Upgrading for better sound
I upgraded a 33 preamp by myself. The most difficult part was locating a screwdriver buried under all the stuff on my test bench. I went for the full upgrade: replacing the two main audio output boards, the tape board and the disc amplifier (for LPs) for a total of £156 U.K. David made sure my upgraded boards included optional, “maximum performance” OPA627AP opamps (miniature amplifier circuitry). The full pre-amp mod also requires a separate, external, plug-in AC power supply. David can suggest a U.S. alternative (120V) to the U.K. version (220V) he lists on his Website.
Updating the 303 power amp was a different story. I changed one of my 303s with a Net Audio power supply board (£50 U.K.). It was easy. But, if you’ve ever seen me wielding a soldering iron you know I shouldn’t try tackling a big job. That’s why I sent my second 303 to Net Audio for a complete overhaul. He charges £220 U.K. plus shipping.
I wish I could invite all of you to hear how good my hi-fi sounds now. The Net Audio 33 preamp is just plain amazing. Clear, clean and accurate. David has actually improved upon what Quad created 40 years ago by bringing the circuitry into the 21st century. He was even able to get the old Quad’s disc circuitry to excel using a modern-day moving-coil cartridge (a Reson Aciore sounds fantastic). Overall, to my ears, David's new 33 is one of the best sounding preamplifiers I’ve ever auditioned.

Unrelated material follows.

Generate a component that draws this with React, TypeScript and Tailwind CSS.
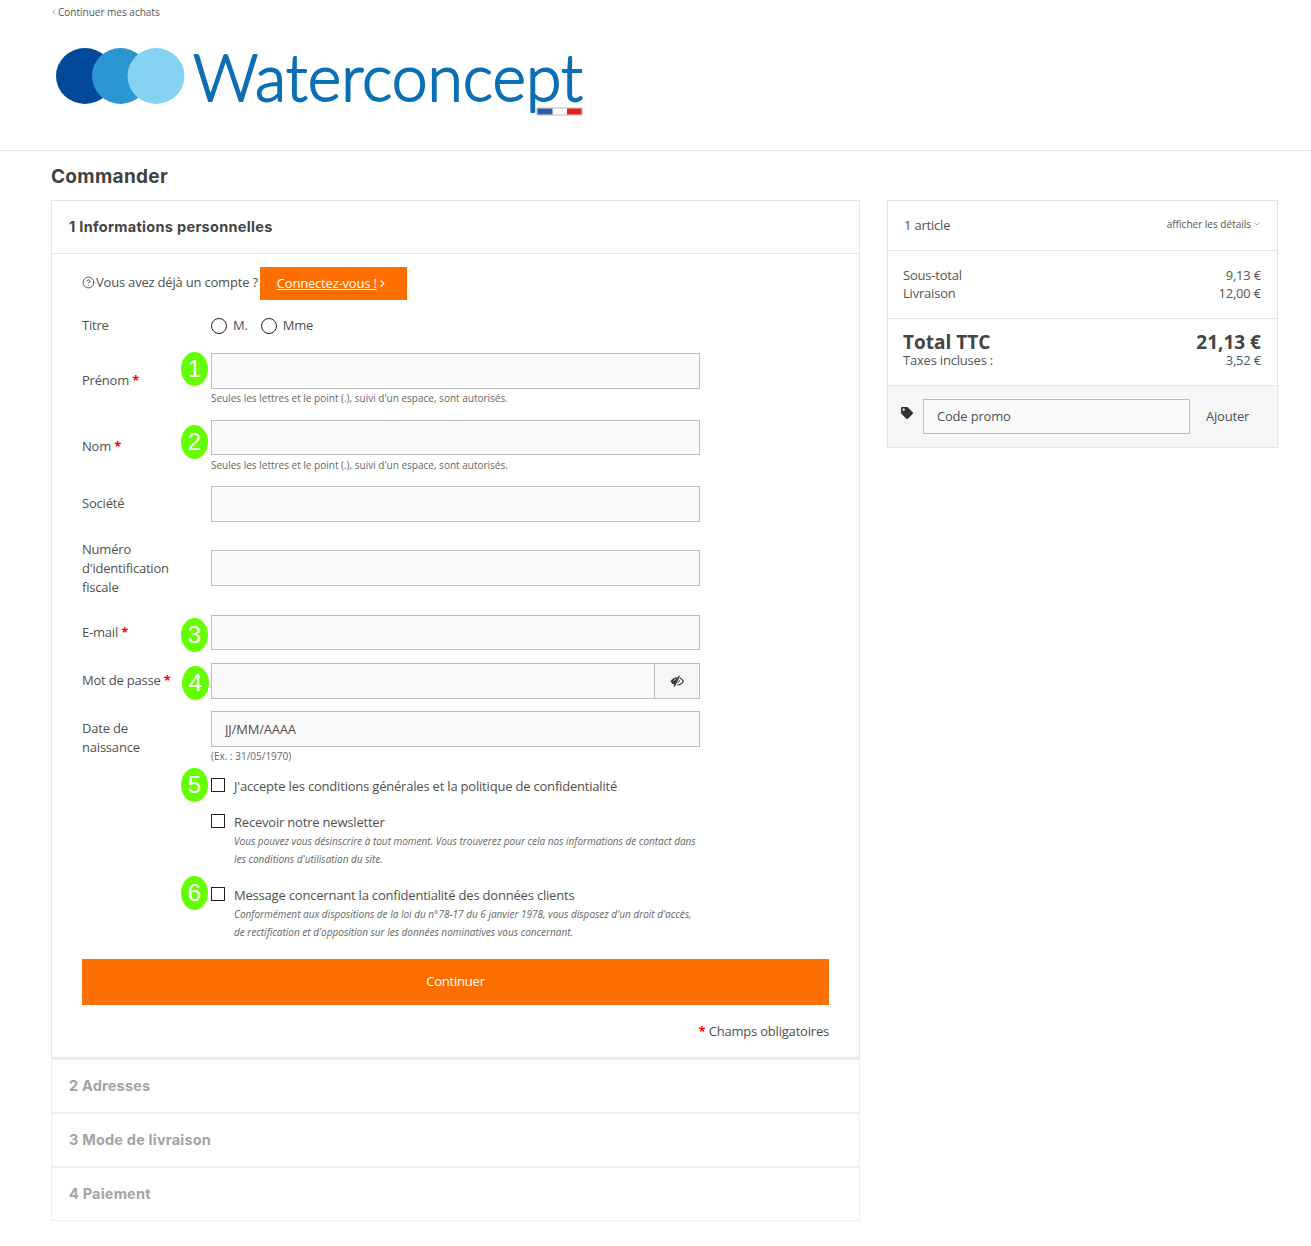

I also spent a long time listening to both of the modified 303s. More about that in a minute. First, the power supply-only modded amp. That one had previously been brought up to spec by QS&D, Quad’s U.S. repair agents before I changed anything.
I was able to swap-out the original 303 power supply board for the Net Audio replacement. It required un-soldering four wires from the old board and re-soldered them to the new. (For the record, Robin supervised). Total upgrade time was less than five minutes.
The second amp I sent off to David. He performed all the upgraded as listed on his Website and sent it back. Total turnaround time was less than two weeks.
After many extended auditioning sessions I must report that both amps sound great. Different, but great. I agree with David that the simple power supply upgrade is probably the most essential to bring the 303’s sound up to date. The amp with this single board swap is probably one of the best audio bargains on the planet today. It improves upon the 303’s inherent musical qualities and creates an amazingly terrific sounding amp.
The fully modified 303 sounds even more up-to-date and modern. It greatly improves upon the 303’s high frequency reproduction while maintaining its other good qualities. After a few months of constant break-in and use, I can happily report that Net Audio’s modifications have been safe and, as far as I can tell, electronically stable.
Here is my recommendation: go for the full upgrade on the 33. As for the 303, without hesitation, you owe it to yourself to upgrade the power supply board. Do so now. It makes a huge difference. On the other hand, if you can afford it, the full upgrade will reward you with a detailed, terrific sounding amp.
The value of the dollar is low (when compared to the U.K. pound) so these upgrades are more expensive than they were when I first started on this quest. I figure I spent a little over $1,000 for the modified amplifiers, not including the cost of shipping, which is very reasonable in today's marketplace.
Any way you look at them, the Net Audio upgrades are a comparative bargain. Very, very highly recommended. And music to my ears.